I voted repo and VASM/installer.
In particular, I'd like to see the wall between SOHO and Standard torn down, and LiveCD too if possible. Develop concurrently, release concurrently.
I'd like to be able to start with an installation of Standard, add KDE and other SOHO apps, and end up with the same system as if I'd started with SOHO and added Xfce and other Standard apps. In practice it doesn't quite work like that today.
Get all the install packages from both versions in one repo, and then build the ISOs directly from those packages. I'd like to be able to use something like Jigdo
to build my own ISO from the repo. Heck, maybe even use it for the official ISOs? Alphageek's Sligdo
script/template for using Jigdo to build Slackware ISOs from the repo would probably be a good place to start.
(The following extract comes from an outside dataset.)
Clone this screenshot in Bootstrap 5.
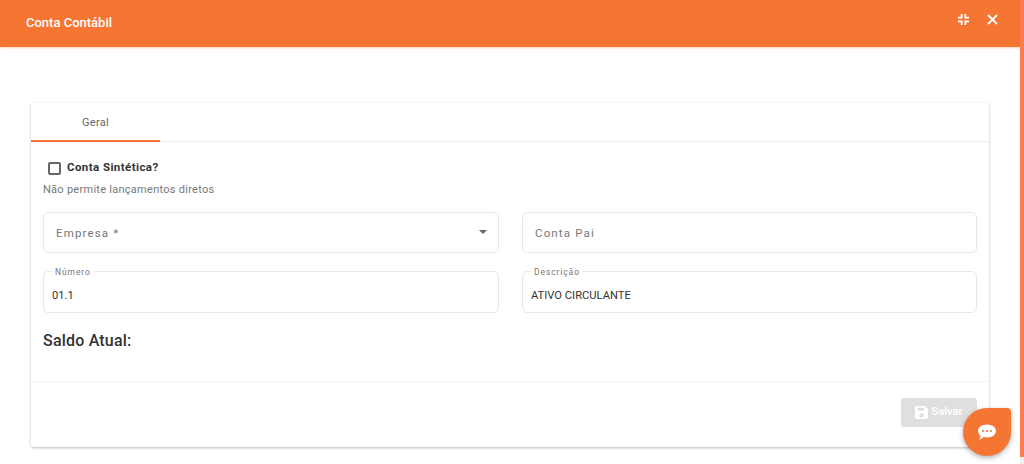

I've also been wondering if a common 'clean' environment for building packages with checkinstall would be helpful. Something that would start with only the packages common to the common versions of both Standard and SOHO and then builds from there. I'd like to easily be able to start it up, install the dependencies, build the package itself, shut it down, and have the install still be 'clean' for the next use. The clean base itself would probably be read-only, and then use UnionFS or something to bring a writable drive in. Obviously that's a lot like how LiveCDs work, so a LiveCD would probably be a good candidate for the clean base. Otherwise, a separate install on a read-only partition, or maybe even something like VirtualBox or VMware could be used for the build environment. The build environment should have access to the local package cache and install CD, since every time you use it it's only going to have a very minimal set of packages installed.